Your friendly trade paper says:
What looks certain to be a record box office summer on the foreign theatrical circuit for the big Hollywood studios ended over the Labor Day weekend with The Smurfs narrowly taking the No. 1 spot with $23.3 million drawn from 8,360 screens in 71 overseas markets. ... The Smurfs had collected a total gross of nearly $300 million ($295.8 million) offshore, nearly two-and-a-half times its domestic cume. ...
For those scoring at home, the Small Blue People have now earned $427,753,000 in worldwide revenue.
Elsewhere in foreign theaters:
... DreamWorks Animation’s Kung Fu Panda 2 upped its overseas cume to $485.5 million ... Finishing No. 2 once again was 20th Century Fox’s Rise of the Planet of the Apes, which grossed $19.35 million ... lifting its market cume to $186.5 million (versus $160 million in the U.S. and Canada). ...
What becomes increasingly obvious as we march deeper into the 21st century is, animated features of various stripes are taking sizable bites of cash from the global box office. Star-driven vehicles like Cowboys and Aliens aren't gaining a lot of traction, even as KFP2, Cars 2, The Smurfs, Apes, etc. cause the turnstiles to whirl.
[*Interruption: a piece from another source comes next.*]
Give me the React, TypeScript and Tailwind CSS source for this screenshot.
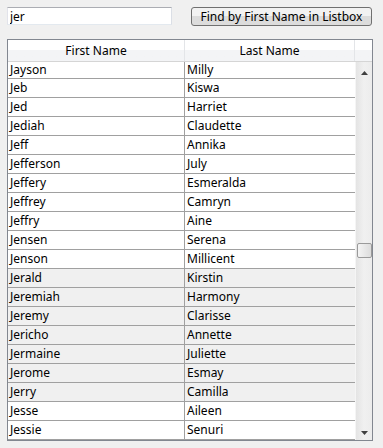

Not every animated picture hits a three-bagger or home-run. (Mars might have needed Moms, but planet Earth sure as hell didn't.) Yet a large number pull down $300-$600 million dollars within six months of release, over and over. This isn't lost the executives of our fine, entertainment conglomerates.
1 comments:
It may have been a "record breaking" summer, but it sure didn't feel like it.